◆ **DATA EXCERPT**:
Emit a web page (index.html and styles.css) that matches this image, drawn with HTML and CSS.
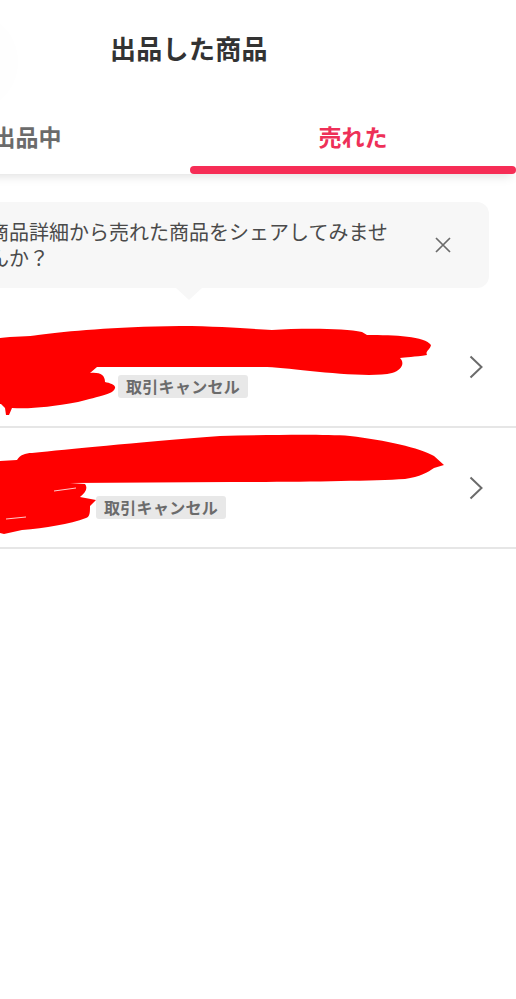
FILE: index.html
```html
<!DOCTYPE html>
<html lang="ja">
<head>
<meta charset="utf-8">
<title>出品した商品</title>
<link rel="stylesheet" href="styles.css">
</head>
<body>
<div class="page">
  <header class="topbar">
    <span class="back-circle"></span>
    <h1 class="title">出品した商品</h1>
  </header>
  <nav class="tabs">
    <div class="tab">出品中</div>
    <div class="tab tab-active">売れた</div>
  </nav>
  <section class="notice">
    <p class="notice-text">商品詳細から売れた商品をシェアしてみませんか？</p>
    <svg class="notice-close" viewBox="0 0 18 18" aria-hidden="true"><path d="M2 2 16 16M16 2 2 16"/></svg>
    <span class="notice-arrow"></span>
  </section>
  <ul class="items">
    <li class="item">
      <div class="item-body">
        <div class="item-name"></div>
        <div class="item-meta"><span class="item-date item-date-long"></span><span class="badge">取引キャンセル</span></div>
      </div>
      <svg class="chevron" viewBox="0 0 16 24" aria-hidden="true"><path d="M2.5 1.5 13.5 12 2.5 22.5"/></svg>
      <svg class="scribble" viewBox="0 307 516 121" aria-hidden="true">
        <path class="ink" d="M0 338C12 336 30 337 38 335C70 331 110 327 180 326C220 326 250 329 272 330C300 328 345 328 362 332L367 335C395 335 425 336 431 345C430 350 425 351 427 355C415 357 405 357 400 358C405 363 402 370 392 373C375 377 340 374 310 371C290 369 275 367 262 367L97 367L90 373C100 372 105 375 105 382C110 383 116 385 115 388C114 394 100 396 78 402C50 407 32 409 12 408L9 415L6 415L5 408L1 404L0 404Z"/>
      </svg>
    </li>
    <li class="item">
      <div class="item-body">
        <div class="item-name"></div>
        <div class="item-meta"><span class="item-date"></span><span class="badge">取引キャンセル</span></div>
      </div>
      <svg class="chevron" viewBox="0 0 16 24" aria-hidden="true"><path d="M2.5 1.5 13.5 12 2.5 22.5"/></svg>
      <svg class="scribble" viewBox="0 428 516 121" aria-hidden="true">
        <path class="ink" d="M0 461L17 460C20 455 25 453 32 453C70 449 130 443 220 436C270 435 320 434 350 436C385 440 420 448 434 456L444 465L434 468C428 472 420 477 405 479C370 481 300 482 230 482L70 483L85 484C88 488 86 492 80 497L96 500L90 506C90 512 90 517 86 518C70 524 45 528 22 530L4 534L0 533Z"/>
        <path class="gap" d="M54 491 76 488M6 519 26 517"/>
      </svg>
    </li>
  </ul>
</div>
</body>
</html>
```
FILE: styles.css
```css
* { box-sizing: border-box; }
html, body { margin: 0; padding: 0; background: #fff; }
body {
  width: 516px;
  height: 999px;
  overflow: hidden;
  font-family: "Noto Sans CJK JP", "Noto Sans", sans-serif;
}
.page { width: 652px; margin-left: -136px; }

.topbar {
  position: relative;
  height: 118px;
  padding: 28px 0 0 246px;
}
.back-circle {
  position: absolute;
  left: 64px;
  top: 14px;
  width: 90px;
  height: 96px;
  border-radius: 50%;
  background: #fefefe;
}
.title {
  position: relative;
  margin: 0;
  font-size: 26px;
  letter-spacing: .3px;
  line-height: 40px;
  font-weight: 700;
  color: #333;
}

.tabs {
  position: relative;
  display: flex;
  height: 56px;
  box-shadow: 0 7px 10px -5px rgba(0, 0, 0, .13);
}
.tab {
  flex: 1;
  height: 56px;
  padding-top: 1px;
  text-align: center;
  font-size: 23px;
  line-height: 34px;
  font-weight: 700;
  color: #6b6b6b;
}
.tab-active {
  position: relative;
  color: #ee3058;
}
.tab-active::after {
  content: "";
  position: absolute;
  left: 0;
  right: 0;
  bottom: 0;
  height: 8px;
  border-radius: 4px;
  background: #f62d56;
}

.notice {
  position: relative;
  display: flex;
  align-items: center;
  width: 616px;
  height: 86px;
  margin: 28px 0 0 9px;
  padding: 0 37px 0 0;
  border-radius: 12px;
  background: #f7f7f7;
}
.notice-text {
  flex: none;
  width: 400px;
  margin: 0 0 0 116px;
  font-size: 20px;
  line-height: 26px;
  color: #4a4a4a;
}
.notice-close {
  flex: none;
  width: 18px;
  height: 18px;
  margin-left: auto;
  fill: none;
  stroke: #6b6b6b;
  stroke-width: 1.7;
}
.notice-arrow {
  position: absolute;
  left: 303px;
  bottom: -12px;
  width: 0;
  height: 0;
  border-left: 13px solid transparent;
  border-right: 13px solid transparent;
  border-top: 12px solid #f7f7f7;
}

.items {
  list-style: none;
  margin: 19px 0 0;
  padding: 0;
}
.item {
  position: relative;
  display: flex;
  align-items: center;
  height: 121px;
  padding-right: 32px;
  border-bottom: 2px solid #e6e6e6;
}
.item-body { flex: 1; align-self: flex-start; padding-left: 136px; }
.item-name { height: 68px; }
.item-meta { display: flex; align-items: center; }
.item-date { width: 96px; }
.item-date-long { width: 118px; }
.badge {
  display: block;
  height: 23px;
  padding: 0 8px;
  border-radius: 3px;
  background: #e8e8e8;
  font-size: 16px;
  letter-spacing: .3px;
  line-height: 23px;
  font-weight: 700;
  color: #6b6b6b;
}
.chevron {
  flex: none;
  width: 16px;
  height: 24px;
  margin-top: 1px;
  fill: none;
  stroke: #6b6b6b;
  stroke-width: 2;
}
.scribble {
  position: absolute;
  left: 136px;
  top: 0;
  width: 516px;
  height: 121px;
}
.ink { fill: #ff0000; }
.gap { fill: none; stroke: #fff; stroke-width: .8; }
```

◆ **GOAL OF THE EXERCISE**: Write out every line of the preceding listing that contains "page".

◆ **ANSWER TO THE TASK**:
Emit a web page (index.html and styles.css) that matches this image, drawn with HTML and CSS.
<div class="page">
.page { width: 652px; margin-left: -136px; }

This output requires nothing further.